┌─ Raw data

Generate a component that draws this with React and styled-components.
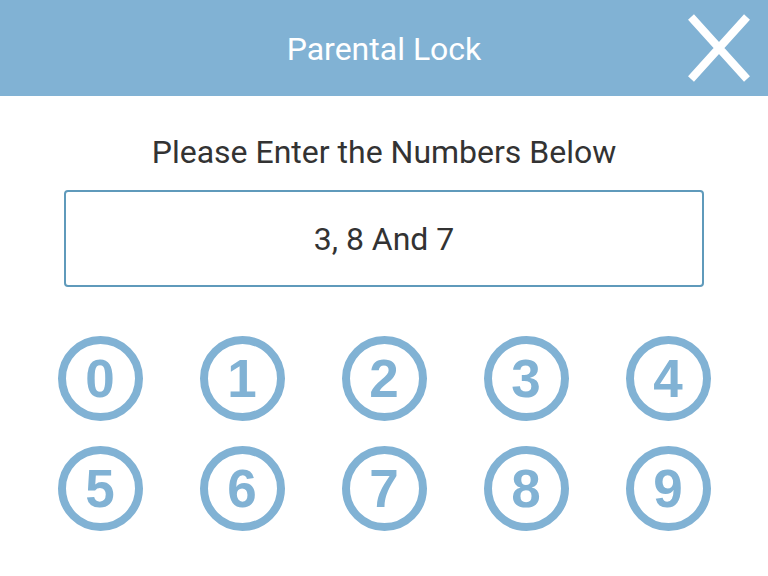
import React from "react";
import styled, { createGlobalStyle } from "styled-components";

const GlobalStyle = createGlobalStyle`
  html, body {
    margin: 0;
    padding: 0;
    background: #ffffff;
  }
  * {
    box-sizing: border-box;
  }
`;

const Page = styled.div`
  width: 768px;
  height: 576px;
  display: flex;
  flex-direction: column;
  background: #ffffff;
  font-family: Roboto, "Liberation Sans", sans-serif;
`;

const Header = styled.div`
  position: relative;
  height: 96px;
  background: #81b2d4;
  display: flex;
  align-items: center;
  justify-content: center;
`;

const Title = styled.h1`
  margin: 0;
  margin-top: 2px;
  font-size: 32px;
  font-weight: 400;
  color: #ffffff;
`;

const CloseButton = styled.button`
  position: absolute;
  top: 14px;
  right: 18px;
  width: 62px;
  height: 68px;
  padding: 0;
  border: none;
  background: transparent;
  cursor: pointer;
`;

const Body = styled.div`
  display: flex;
  flex-direction: column;
  align-items: center;
  padding-top: 34px;
`;

const Prompt = styled.p`
  margin: 0;
  font-size: 32px;
  color: #333333;
  line-height: 44px;
`;

const CodeBox = styled.div`
  width: 640px;
  height: 97px;
  margin-top: 16px;
  border: 2px solid #5f9abb;
  border-radius: 4px;
  display: flex;
  align-items: center;
  justify-content: center;
  font-size: 32px;
  color: #333333;
`;

const Keypad = styled.div`
  display: grid;
  grid-template-columns: repeat(5, 85px);
  column-gap: 57px;
  row-gap: 25px;
  margin-top: 49px;
`;

const Key = styled.button`
  width: 85px;
  height: 85px;
  padding: 0;
  border: 8px solid #81b2d4;
  border-radius: 50%;
  background: #ffffff;
  color: #81b2d4;
  font-family: "Liberation Sans", Arial, sans-serif;
  font-weight: 700;
  font-size: 53px;
  line-height: 1;
  display: flex;
  align-items: center;
  justify-content: center;
  cursor: pointer;
`;

const CloseIcon = () => (
  <svg width="62" height="68" viewBox="0 0 62 68">
    <path
      d="M3 3 L59 65 M59 3 L3 65"
      stroke="#ffffff"
      strokeWidth="8"
      fill="none"
    />
  </svg>
);

const App = () => {
  return (
    <Page>
      <GlobalStyle />
      <Header>
        <Title>Parental Lock</Title>
        <CloseButton aria-label="Close">
          <CloseIcon />
        </CloseButton>
      </Header>
      <Body>
        <Prompt>Please Enter the Numbers Below</Prompt>
        <CodeBox>3, 8 And 7</CodeBox>
        <Keypad>
          {[0, 1, 2, 3, 4, 5, 6, 7, 8, 9].map((n) => (
            <Key key={n}>{n}</Key>
          ))}
        </Keypad>
      </Body>
    </Page>
  );
};

export default App;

└─

§ **Exercise**: Give back every line exactly as it stands, pictures excluded.

§ **Right answer**:
Generate a component that draws this with React and styled-components.
import React from "react";
import styled, { createGlobalStyle } from "styled-components";

const GlobalStyle = createGlobalStyle`
  html, body {
    margin: 0;
    padding: 0;
    background: #ffffff;
  }
  * {
    box-sizing: border-box;
  }
`;

const Page = styled.div`
  width: 768px;
  height: 576px;
  display: flex;
  flex-direction: column;
  background: #ffffff;
  font-family: Roboto, "Liberation Sans", sans-serif;
`;

const Header = styled.div`
  position: relative;
  height: 96px;
  background: #81b2d4;
  display: flex;
  align-items: center;
  justify-content: center;
`;

const Title = styled.h1`
  margin: 0;
  margin-top: 2px;
  font-size: 32px;
  font-weight: 400;
  color: #ffffff;
`;

const CloseButton = styled.button`
  position: absolute;
  top: 14px;
  right: 18px;
  width: 62px;
  height: 68px;
  padding: 0;
  border: none;
  background: transparent;
  cursor: pointer;
`;

const Body = styled.div`
  display: flex;
  flex-direction: column;
  align-items: center;
  padding-top: 34px;
`;

const Prompt = styled.p`
  margin: 0;
  font-size: 32px;
  color: #333333;
  line-height: 44px;
`;

const CodeBox = styled.div`
  width: 640px;
  height: 97px;
  margin-top: 16px;
  border: 2px solid #5f9abb;
  border-radius: 4px;
  display: flex;
  align-items: center;
  justify-content: center;
  font-size: 32px;
  color: #333333;
`;

const Keypad = styled.div`
  display: grid;
  grid-template-columns: repeat(5, 85px);
  column-gap: 57px;
  row-gap: 25px;
  margin-top: 49px;
`;

const Key = styled.button`
  width: 85px;
  height: 85px;
  padding: 0;
  border: 8px solid #81b2d4;
  border-radius: 50%;
  background: #ffffff;
  color: #81b2d4;
  font-family: "Liberation Sans", Arial, sans-serif;
  font-weight: 700;
  font-size: 53px;
  line-height: 1;
  display: flex;
  align-items: center;
  justify-content: center;
  cursor: pointer;
`;

const CloseIcon = () => (
  <svg width="62" height="68" viewBox="0 0 62 68">
    <path
      d="M3 3 L59 65 M59 3 L3 65"
      stroke="#ffffff"
      strokeWidth="8"
      fill="none"
    />
  </svg>
);

const App = () => {
  return (
    <Page>
      <GlobalStyle />
      <Header>
        <Title>Parental Lock</Title>
        <CloseButton aria-label="Close">
          <CloseIcon />
        </CloseButton>
      </Header>
      <Body>
        <Prompt>Please Enter the Numbers Below</Prompt>
        <CodeBox>3, 8 And 7</CodeBox>
        <Keypad>
          {[0, 1, 2, 3, 4, 5, 6, 7, 8, 9].map((n) => (
            <Key key={n}>{n}</Key>
          ))}
        </Keypad>
      </Body>
    </Page>
  );
};

export default App;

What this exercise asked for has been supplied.